TL; DR(eview) - Wet Hot American Summer: Ten Years Later serves as the follow-up teased at the close of the original film...sort of. In reality, it has more ties to the previous prequel series First Day of Camp and suffers from cast limitations and availability but it still manages to come across irreverent and with a knowing wink to fans of the franchise.

When Netflix announced a Wet Hot American Summer series a few years back, “Ten Years Later” is probably what everyone expected. Nearly fifteen years after the original film, the cast could reunite as shown at the end of the movie. Instead, the team chose to produce “The First Day of Camp” instead, having all of the actors who were clearly fifteen years older playing slightly younger versions of themselves. It was a clever way of subverting expectations on the cult classic, much in the same way the film itself subverted summer camp cliches.

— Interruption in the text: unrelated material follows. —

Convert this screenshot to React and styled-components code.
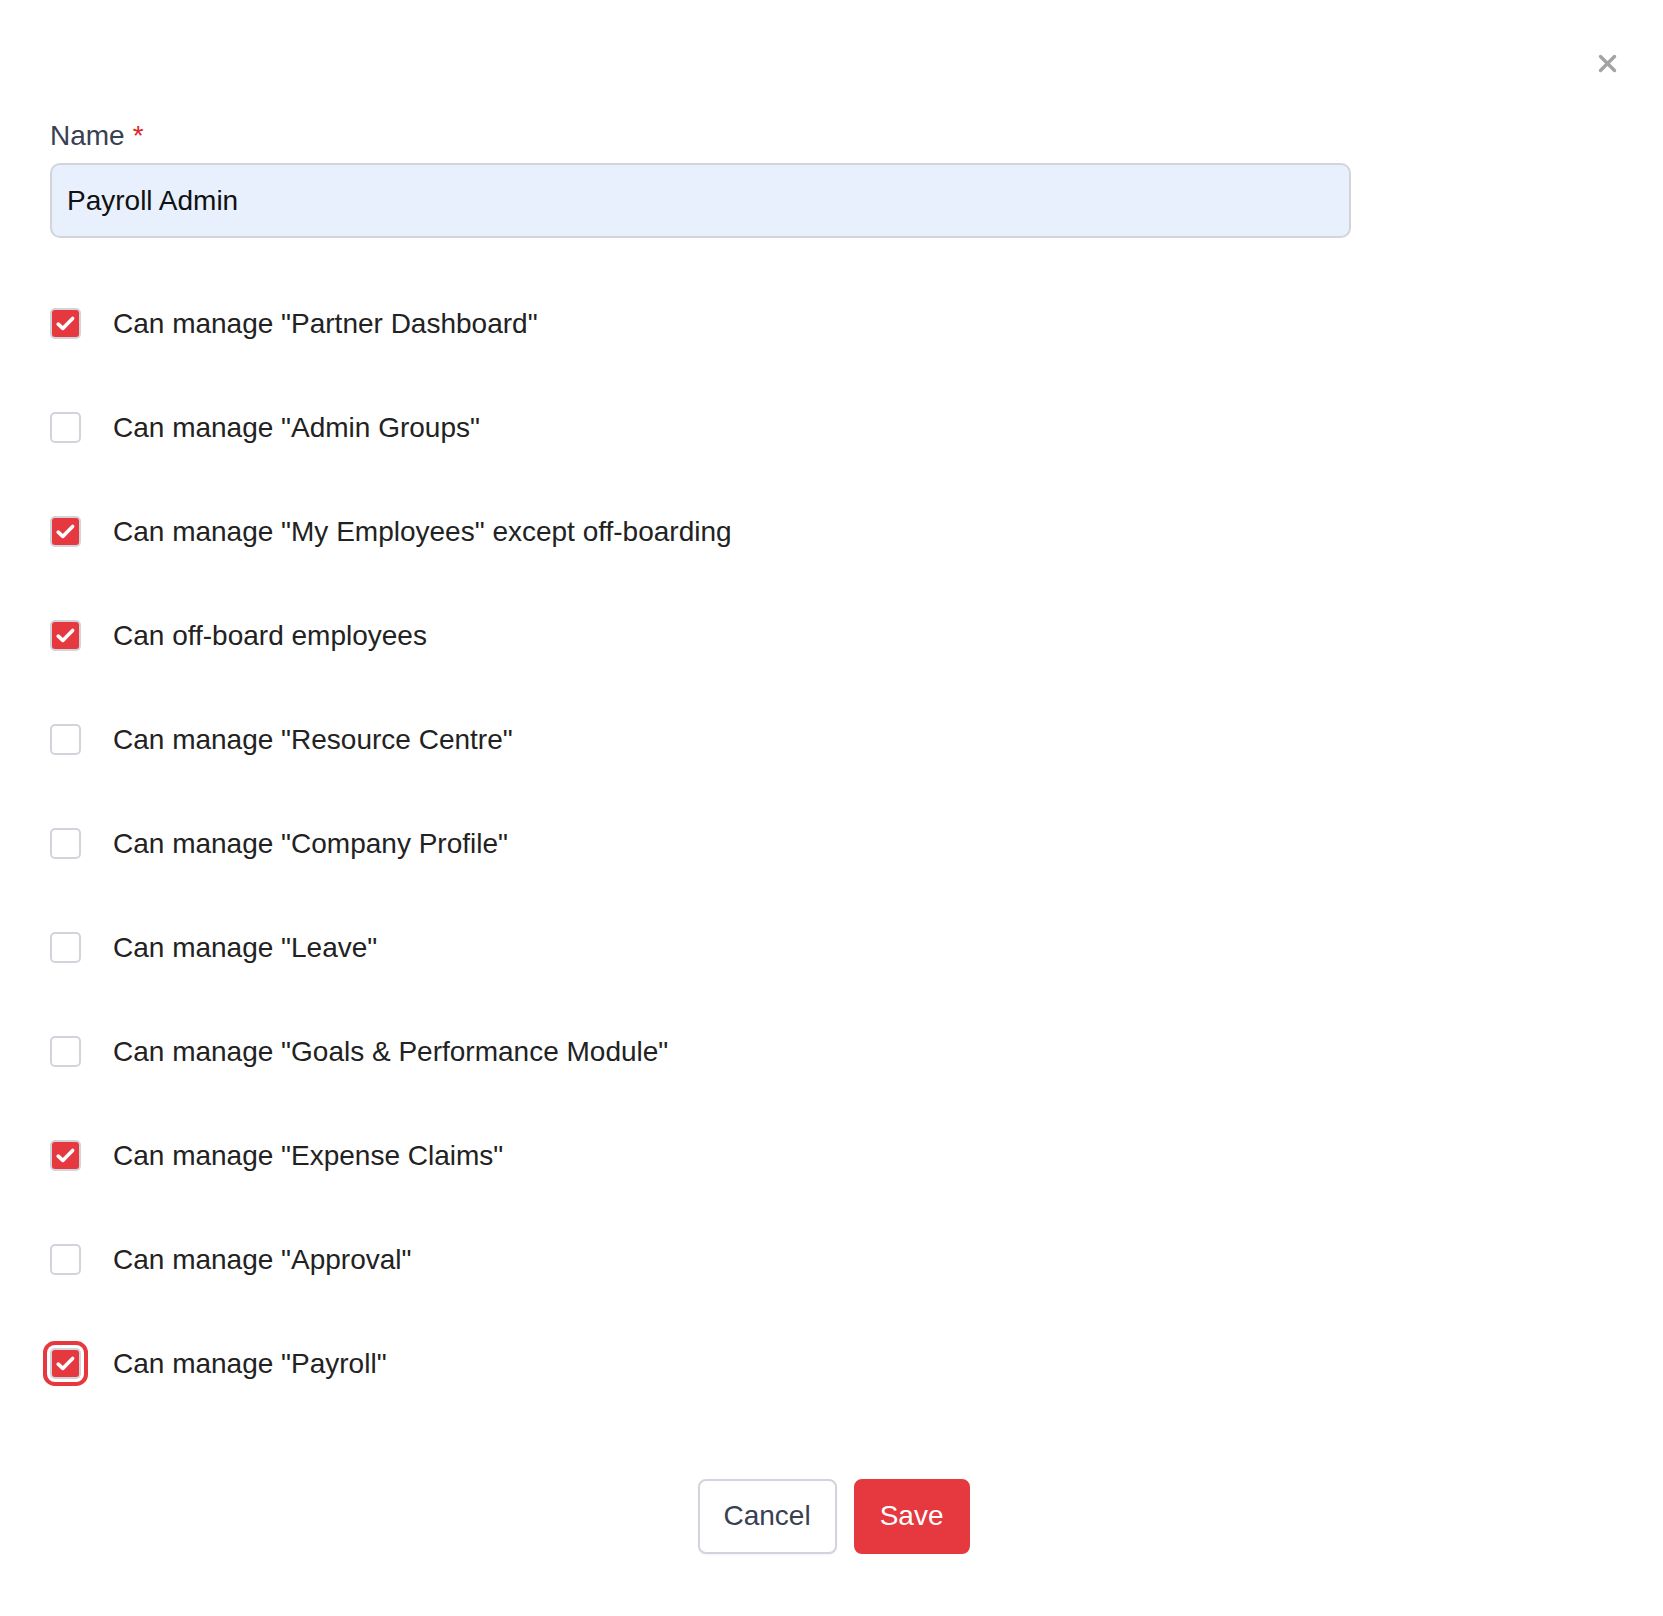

Now, with all of the groundwork laid, “Ten Years Later” brings many of the campers back together to show us how much (or little) they’ve changed. But it, perhaps expectedly given the format, really seems more like a sequel to the “First Day of Camp” series than the original movie that spawned it. Once again, summer camp tropes take a bit of a back seat here to an extension of the “First Day of Camp” sub-plot involving President Reagan (Michael Showalter) trying to destroy the camp, this time enlisting Michael Ian Black’s George H.W. Bush for the assist.

“Ten Years Later” also seems to suffer from the same kind of cast scheduling issues that plagued the Netflix season of Arrested Development. For the most part, this has been written into the comedy with meta jokes like characters saying they’ll see each other again “in episode four” or with a character taking a multi-episode nap in the bunks. There’s also an amusing work around for why Bradley Cooper doesn’t appear in this season but Elizabeth Banks suffers from her entire subplot happening in isolation and perhaps was only reunited with the cast for the recreation of the “ten years later” scene from the movie.

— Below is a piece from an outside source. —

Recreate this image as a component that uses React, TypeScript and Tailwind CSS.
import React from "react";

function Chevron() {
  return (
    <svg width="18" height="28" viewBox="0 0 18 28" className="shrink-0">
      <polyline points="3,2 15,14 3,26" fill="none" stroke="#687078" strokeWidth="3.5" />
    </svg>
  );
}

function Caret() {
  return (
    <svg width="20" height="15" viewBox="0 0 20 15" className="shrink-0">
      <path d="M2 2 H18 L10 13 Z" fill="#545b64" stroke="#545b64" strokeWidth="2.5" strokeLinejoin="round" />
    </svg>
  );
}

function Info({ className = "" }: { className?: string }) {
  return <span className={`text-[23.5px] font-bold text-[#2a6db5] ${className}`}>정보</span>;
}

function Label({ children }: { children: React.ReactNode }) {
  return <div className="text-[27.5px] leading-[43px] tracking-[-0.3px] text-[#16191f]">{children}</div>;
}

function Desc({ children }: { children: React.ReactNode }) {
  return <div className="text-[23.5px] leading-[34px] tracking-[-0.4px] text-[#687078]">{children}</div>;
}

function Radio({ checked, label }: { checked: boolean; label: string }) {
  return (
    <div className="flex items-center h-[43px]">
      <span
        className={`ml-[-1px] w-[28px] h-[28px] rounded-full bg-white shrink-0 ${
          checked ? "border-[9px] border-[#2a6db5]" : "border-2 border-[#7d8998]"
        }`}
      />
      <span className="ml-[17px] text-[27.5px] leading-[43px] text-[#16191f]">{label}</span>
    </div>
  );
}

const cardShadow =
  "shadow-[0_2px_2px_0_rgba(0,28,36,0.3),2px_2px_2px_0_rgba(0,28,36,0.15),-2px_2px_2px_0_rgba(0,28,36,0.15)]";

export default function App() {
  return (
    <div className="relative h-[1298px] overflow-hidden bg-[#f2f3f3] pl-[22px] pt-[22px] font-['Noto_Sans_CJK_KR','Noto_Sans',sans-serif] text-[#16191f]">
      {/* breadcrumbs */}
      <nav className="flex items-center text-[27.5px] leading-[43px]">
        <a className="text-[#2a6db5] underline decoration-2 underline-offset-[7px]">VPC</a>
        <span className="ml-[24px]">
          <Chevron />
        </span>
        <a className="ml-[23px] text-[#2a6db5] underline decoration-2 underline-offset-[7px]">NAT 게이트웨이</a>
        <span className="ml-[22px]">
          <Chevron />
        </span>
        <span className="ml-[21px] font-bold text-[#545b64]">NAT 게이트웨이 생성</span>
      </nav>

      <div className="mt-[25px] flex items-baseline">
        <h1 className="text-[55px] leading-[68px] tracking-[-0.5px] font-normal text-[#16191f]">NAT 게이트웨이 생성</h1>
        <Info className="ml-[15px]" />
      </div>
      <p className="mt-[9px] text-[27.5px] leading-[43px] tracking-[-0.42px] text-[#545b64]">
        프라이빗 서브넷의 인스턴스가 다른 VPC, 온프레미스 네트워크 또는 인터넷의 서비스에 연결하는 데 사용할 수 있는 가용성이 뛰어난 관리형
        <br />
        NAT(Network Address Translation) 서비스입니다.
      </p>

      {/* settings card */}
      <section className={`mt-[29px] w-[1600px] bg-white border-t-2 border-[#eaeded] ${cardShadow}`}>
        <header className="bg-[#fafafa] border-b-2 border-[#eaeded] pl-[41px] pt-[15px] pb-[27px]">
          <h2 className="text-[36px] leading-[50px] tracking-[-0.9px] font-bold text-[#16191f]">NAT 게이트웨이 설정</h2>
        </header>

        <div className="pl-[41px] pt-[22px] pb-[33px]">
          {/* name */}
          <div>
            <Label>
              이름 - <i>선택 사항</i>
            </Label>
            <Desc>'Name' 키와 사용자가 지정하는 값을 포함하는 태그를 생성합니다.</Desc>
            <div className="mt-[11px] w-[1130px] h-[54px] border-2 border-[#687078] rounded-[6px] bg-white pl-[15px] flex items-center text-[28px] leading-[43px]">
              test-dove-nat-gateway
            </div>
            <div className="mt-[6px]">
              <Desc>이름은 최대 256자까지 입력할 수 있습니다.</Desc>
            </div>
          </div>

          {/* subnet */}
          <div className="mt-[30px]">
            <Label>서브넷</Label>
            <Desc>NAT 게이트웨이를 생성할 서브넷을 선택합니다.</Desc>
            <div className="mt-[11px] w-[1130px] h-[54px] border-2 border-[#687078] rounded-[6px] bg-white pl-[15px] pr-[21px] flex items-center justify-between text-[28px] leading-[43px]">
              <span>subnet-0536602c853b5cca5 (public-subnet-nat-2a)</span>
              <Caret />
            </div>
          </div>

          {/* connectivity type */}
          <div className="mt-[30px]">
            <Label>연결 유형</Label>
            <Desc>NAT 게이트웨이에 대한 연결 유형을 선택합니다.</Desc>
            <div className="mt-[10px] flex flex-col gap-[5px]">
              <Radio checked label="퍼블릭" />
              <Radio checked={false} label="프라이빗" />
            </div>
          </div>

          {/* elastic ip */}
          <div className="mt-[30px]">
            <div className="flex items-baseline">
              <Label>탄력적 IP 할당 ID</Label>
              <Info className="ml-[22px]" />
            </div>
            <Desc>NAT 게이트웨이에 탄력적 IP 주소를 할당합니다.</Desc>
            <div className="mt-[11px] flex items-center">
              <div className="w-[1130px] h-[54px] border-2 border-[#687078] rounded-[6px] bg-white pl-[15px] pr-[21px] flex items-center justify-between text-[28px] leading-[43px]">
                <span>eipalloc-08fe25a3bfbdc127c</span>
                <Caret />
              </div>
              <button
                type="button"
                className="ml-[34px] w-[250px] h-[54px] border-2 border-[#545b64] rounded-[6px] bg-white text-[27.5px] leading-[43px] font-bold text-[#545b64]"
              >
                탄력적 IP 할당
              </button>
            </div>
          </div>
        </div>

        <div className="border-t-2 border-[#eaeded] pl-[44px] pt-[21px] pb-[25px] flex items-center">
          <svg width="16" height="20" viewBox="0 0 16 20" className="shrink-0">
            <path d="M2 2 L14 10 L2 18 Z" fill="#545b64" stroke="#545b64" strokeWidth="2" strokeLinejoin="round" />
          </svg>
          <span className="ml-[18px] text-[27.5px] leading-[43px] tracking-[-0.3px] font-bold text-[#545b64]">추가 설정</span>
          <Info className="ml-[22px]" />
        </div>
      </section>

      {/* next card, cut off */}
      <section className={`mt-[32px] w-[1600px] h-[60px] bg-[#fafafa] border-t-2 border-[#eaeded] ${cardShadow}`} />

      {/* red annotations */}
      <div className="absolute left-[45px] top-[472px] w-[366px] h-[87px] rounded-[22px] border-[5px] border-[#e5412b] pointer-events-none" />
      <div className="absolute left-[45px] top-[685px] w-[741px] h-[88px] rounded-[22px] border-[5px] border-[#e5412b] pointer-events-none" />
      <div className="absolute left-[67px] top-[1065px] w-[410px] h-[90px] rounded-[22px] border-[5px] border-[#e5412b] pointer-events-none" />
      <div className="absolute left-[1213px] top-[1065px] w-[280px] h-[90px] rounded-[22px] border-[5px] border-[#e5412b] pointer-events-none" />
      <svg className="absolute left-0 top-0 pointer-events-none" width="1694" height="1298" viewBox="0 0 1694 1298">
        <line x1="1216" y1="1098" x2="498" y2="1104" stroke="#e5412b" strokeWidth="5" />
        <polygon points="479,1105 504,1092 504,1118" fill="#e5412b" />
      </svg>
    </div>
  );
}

Perhaps to account for these missing performers, the cast is filled out with additional characters from the prequel series, some of whom are even resurrected in order to explain their return. Mark Feuerstein and Sarah Burns had possibly the greatest potential with their debut here as they are positioned as a couple of campers who have always been a part of the gang, even being digitally inserted into a couple scenes from the movie as if they’d been around all along. But unfortunately they wind up existing mostly within their own subplot and feel like they were really only brought in so original camper J.J. (Zak Orth) had something to do while the rest of the original campers were off in their other isolated storylines.

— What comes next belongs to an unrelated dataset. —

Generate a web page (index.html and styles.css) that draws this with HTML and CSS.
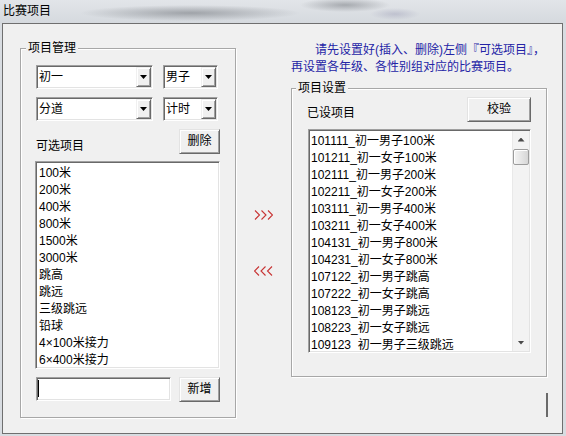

If you were a fan of the the previous iterations, there’s probably still a lot for you to love here. But for me, I found myself laughing the most at some of the overtly referential humor (David Hyde Pierce’s) return as Henry in particular worked really well for me). Meanwhile, characters introduced in the “First Day of Summer” series like Donna and Yaron (Lake Bell and David Wain) that fell flat for me in that series sort of soured me to characters like Ken Marino’s Victor, simply through association in this series. But somebody else probably loved seeing them again so your comedic mileage will vary.

As someone without an overwhelming affinity for Wet Hot American Summer or its prequel series, “Ten Years Later” fell pretty much in line with what I expected. It didn’t suddenly give me a newfound love for the Camp Firewood crew, but it still delivered enough in the way of laughs that I never felt like I was wasting my time watching.